S4: E12 Luke and Lorelai are discussing Jess and Liz using Tolstoy's famous first line.
LUKE: Families. I mean, they're just messes. It's like this - spilled drink that just keeps spilling, and ya gotta keep cleaning it up, and you scrub and you scrub and you just can't get the stain up! Show me a happy family - just one. Didn't that Tolstoy-guy say something about families?
LORELAI: Probably
LUKE: It's a famous thing he said.
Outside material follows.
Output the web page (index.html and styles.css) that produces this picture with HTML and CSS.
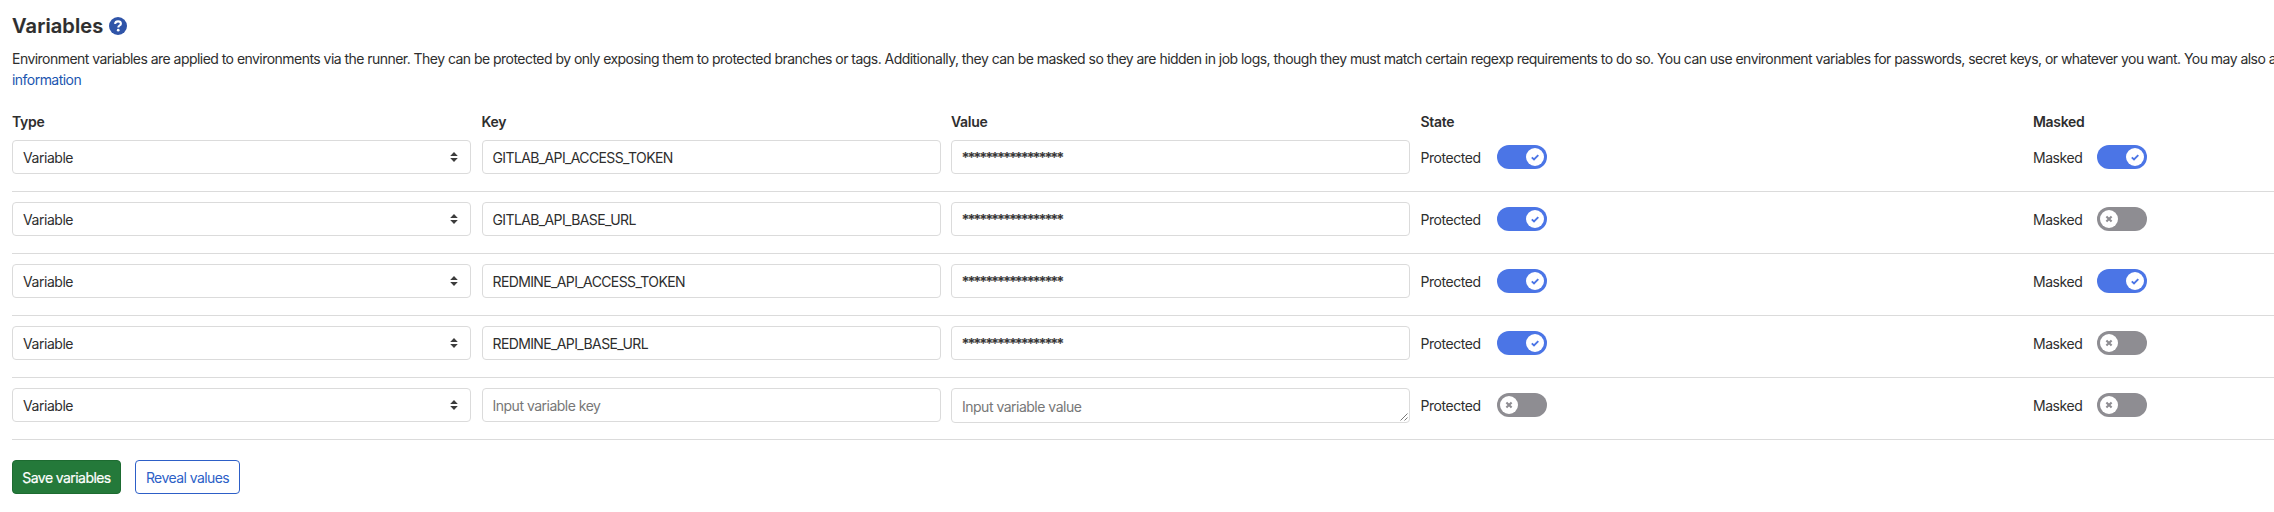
FILE: index.html
```
<!DOCTYPE html>
<html lang="en">
<head>
<meta charset="utf-8">
<title>Variables</title>
<link rel="stylesheet" href="styles.css">
</head>
<body>
<svg width="0" height="0" class="defs">
  <symbol id="arrows" viewBox="0 0 8 10"><path d="M4 0L7.800 4H.2zM4 10L.2 6h7.600z"/></symbol>
  <symbol id="check" viewBox="0 0 18 18"><path d="M5.8 9.4L8 11.5L12.3 7.1" fill="none" stroke="currentColor" stroke-width="1.9"/></symbol>
  <symbol id="cross" viewBox="0 0 18 18"><path d="M6.4 6.4l5.2 5.2M11.6 6.4l-5.2 5.2" fill="none" stroke="currentColor" stroke-width="2.1"/></symbol>
</svg>
<main class="page">
  <h4 class="title"><span>Variables</span>
    <svg class="help" viewBox="0 0 18 18"><circle cx="9" cy="9" r="9"/><path d="M6 6.9C6.3 5.2 7.4 4.4 9 4.4c1.700 0 2.900.9 2.900 2.300C11.900 8.500 9.300 8.500 9.300 10.400" fill="none" stroke="#fff" stroke-width="2.100"/><circle cx="9.200" cy="13.200" r="1.350" fill="#fff"/></svg>
  </h4>
  <p class="description">Environment variables are applied to environments via the runner. They can be protected by only exposing them to protected branches or tags. Additionally, they can be masked so they are hidden in job logs, though they must match certain regexp requirements to do so. You can use environment variables for passwords, secret keys, or whatever you want. You may also a<br><a class="link">information</a></p>
  <div class="row head"><b>Type</b><b>Key</b><b>Value</b><b>State</b><b>Masked</b></div>
  <div class="row">
    <div class="field">Variable<svg class="arrows"><use href="#arrows"/></svg></div>
    <div class="field key">GITLAB_API_ACCESS_TOKEN</div>
    <div class="field stars">*****************</div>
    <div class="state"><span class="protected">Protected</span><span class="toggle on"><svg class="knob"><use href="#check"/></svg></span></div>
    <div class="state"><span class="masked">Masked</span><span class="toggle on"><svg class="knob"><use href="#check"/></svg></span></div>
  </div>
  <div class="row">
    <div class="field">Variable<svg class="arrows"><use href="#arrows"/></svg></div>
    <div class="field key">GITLAB_API_BASE_URL</div>
    <div class="field stars">*****************</div>
    <div class="state"><span class="protected">Protected</span><span class="toggle on"><svg class="knob"><use href="#check"/></svg></span></div>
    <div class="state"><span class="masked">Masked</span><span class="toggle"><svg class="knob"><use href="#cross"/></svg></span></div>
  </div>
  <div class="row">
    <div class="field">Variable<svg class="arrows"><use href="#arrows"/></svg></div>
    <div class="field key">REDMINE_API_ACCESS_TOKEN</div>
    <div class="field stars">*****************</div>
    <div class="state"><span class="protected">Protected</span><span class="toggle on"><svg class="knob"><use href="#check"/></svg></span></div>
    <div class="state"><span class="masked">Masked</span><span class="toggle on"><svg class="knob"><use href="#check"/></svg></span></div>
  </div>
  <div class="row">
    <div class="field">Variable<svg class="arrows"><use href="#arrows"/></svg></div>
    <div class="field key">REDMINE_API_BASE_URL</div>
    <div class="field stars">*****************</div>
    <div class="state"><span class="protected">Protected</span><span class="toggle on"><svg class="knob"><use href="#check"/></svg></span></div>
    <div class="state"><span class="masked">Masked</span><span class="toggle"><svg class="knob"><use href="#cross"/></svg></span></div>
  </div>
  <div class="row">
    <div class="field">Variable<svg class="arrows"><use href="#arrows"/></svg></div>
    <div class="field empty">Input variable key</div>
    <div class="field empty area">Input variable value<svg class="grip" viewBox="0 0 8 8"><path d="M.5 7.500l7-7M4.500 7.500l3-3"/></svg></div>
    <div class="state"><span class="protected">Protected</span><span class="toggle"><svg class="knob"><use href="#cross"/></svg></span></div>
    <div class="state"><span class="masked">Masked</span><span class="toggle"><svg class="knob"><use href="#cross"/></svg></span></div>
  </div>
  <div class="actions"><button class="btn save">Save variables</button><button class="btn reveal">Reveal values</button></div>
</main>
</body>
</html>
```
FILE: styles.css
```
* { box-sizing: border-box; }
body { margin: 0; background: #fff; color: #2e2e2e; font: 14px/21px Inter, "Liberation Sans", sans-serif; letter-spacing: -0.45px; overflow: hidden; }
.defs { display: block; height: 0; }
.page { padding: 13px 0 0 12px; }
.title { display: flex; align-items: center; gap: 6px; height: 26px; margin: 0; font-size: 20px; font-weight: 600; letter-spacing: 0.12px; -webkit-text-stroke: .2px; }
.title .help { -webkit-text-stroke: 0; }
.help { width: 18px; height: 18px; fill: #2f54a8; }
.description { margin: 9px 0 0; white-space: nowrap; letter-spacing: -0.537px; }
.link { color: #1b56b0; }
.row { display: grid; grid-template-columns: 459px 459px 459px 602px 1fr; column-gap: 10.500px; height: 62px; padding-top: 10px; border-bottom: 1px solid #dbdbdb; align-items: start; }
.row.head { height: 40px; padding-top: 21px; border: 0; }
.row.head b { font-weight: 600; letter-spacing: -0.3px; }
.field { position: relative; display: flex; align-items: center; justify-content: space-between; height: 34px; padding: 1px 12px 0 10px; border: 1px solid #dbdbdb; border-radius: 4px; }
.key { letter-spacing: -0.620px; }
.stars { letter-spacing: -1.090px; -webkit-text-stroke: .25px; }
.arrows { width: 8px; height: 10px; fill: #3c3c3c; margin-top: -2px; }
.empty { color: #777; letter-spacing: -0.500px; }
.area { height: 35px; }
.grip { position: absolute; right: 1px; bottom: 1px; width: 8px; height: 8px; fill: none; stroke: #555; stroke-width: .8; }
.state { display: flex; align-items: center; height: 34px; margin-top: 0; }
.protected { width: 76px; padding-top: 1px; }
.masked { width: 64px; padding-top: 1px; }
.toggle { display: flex; width: 50px; height: 24px; padding: 3px; border-radius: 12px; background: #8e8d92; color: #8e8d92; }
.toggle.on { justify-content: flex-end; background: #4b75e6; color: #4b75e6; }
.knob { width: 18px; height: 18px; border-radius: 50%; background: #fff; }
.actions { display: flex; gap: 14px; margin-top: 20px; }
.btn { height: 34px; padding: 0; border: 1px solid; border-radius: 4px; font: inherit; letter-spacing: -0.570px; white-space: nowrap; }
.save { width: 109px; color: #fff; background: #24793a; border-color: #1d6b31; -webkit-text-stroke: .2px; }
.reveal { width: 105px; color: #2d5fc7; background: #fff; border-color: #2d5fc7; }
```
It's like: "all families are unhappy" …or, or, or "happy on the surface"… or "unhappy in the same way"…
LORELAI: Sounds a little incomplete.
LUKE: Well, y'know, maybe he couldn't complete the thought because he was dealing with his stinkin' family.
LORELAI: Do the Hallmark people know about you? 'Cause you're a natural.
S8: E3 AYITL: Summer as Rory's pick for some heavy poolside reading.
PROP PLACEMENT:
My first takeaway is that Rory likes any book that has a reputation of being impressive. She later takes an entire class on Russian Literature, of course she has read Anna Karenina. As for it being her favorite book, Dean should probably have taken his own critical reading skills a little more seriously. Watch out, Dean. This is one of the first examples of Rory desiring Dean to become more than he is, and Dean sacrificing his own real interests. Tolstoy wrote this book as an intellectual and unbiased perspective of our mind's war of temptation versus duty and explores our choices as simple decisions in which the outcome must be accepted. One can deduct that Rory has an urge towards an adventurous and passionate life, in comparison to the driven and result-oriented self-discipline she organizes for herself.
As an adult in AYITL, she may have picked up Anna Karenina in her childhood room, it being one of her favorite books, but it is also a symbol of her current relationship status with Logan. Anna and Vronsky are living in a passion-driven outlawed relationship looked down upon in society where they are constantly running away from their real lives, much like Rory and Logan who partake in a romanticized and somewhat unrealistic clandestine affair.
BOOKMARKS:
"Happy families are all alike; every unhappy family is unhappy in its own way."
- Book 1, Chapter 1
"Abstractly, theoretically, she not only justified but even approved of what Anna had done. Weary of the monotony of a moral life, as irreproachably moral women in general often are, she not only excused criminal love from a distance but even envied it." - Book 6, Chapter 20
"Man has been given reason in order to rid himself of that which troubles him."
- Book 7, Chapter 28
PAGE TURNERS:
This book is long, people. Long enough that the idea of finishing it is enough to make you pull through and keep turning the pages so that when you're finished you'll feel like you've really accomplished something. Long enough that Goodreads had a Twitter thread asking, "If you were transported to the setting of the book you're currently reading, where would you be?", to which I replied that I would be in Russia for this very long, long amount of time which then gained multiple responses regarding others' #MyFirstTolstoy experiences and the length of such Tolstoys and Dostoyevskys. To be short, I'm ecstatic that I have now finished it.
WHAT THE WHAT?:
It is obvious that Leo Tolstoy puts an emphasis on the value of philosophical introspection and the use of hard work as good for the mind. He puts value towards an isolated style of living and the voluntary exit of popular politics, idleness towards religion, and the nuances of the social bourgeois. Tolstoy examines, at a distance, those who are driven by the plights of the heart, those who follow duty and rule by the book, and those who gain insight and learn to accept the responsibility of their decisions. His perception of the importance of living with intention, forgiveness, and the realness of life versus death leave you pondering the very questions that Tolstoy seemed to be grappling with himself.
CARO'S RATING: 4.5 of 5 STARS
A heavy read, and one that I consider myself blessed to be able to have experienced. It is no surprise that this is considered one of Rory's favorite books. Tolstoy's prose surrounding the intricacies of human emotion is so raw but put so eloquently that I'm dumbstruck someone is able to capture the small, fleeting thoughts that make a very real impact in daily life. He writes with such ease, that I felt that I had to take breaks to feel the impact of how precisely his words relayed even the smallest of feelings, from doubt to listlessness. It's very clear that Tolstoy himself was an exceedingly well-observed man. I want to give this book a full 5 stars, it is very obvious as to why it receives the esteem that it does, however parts that pertain to Levin's inner-monologues prohibited this for me. I recommend a reading of Anna Karenina to anyone, but especially someone with an inclination towards introspection.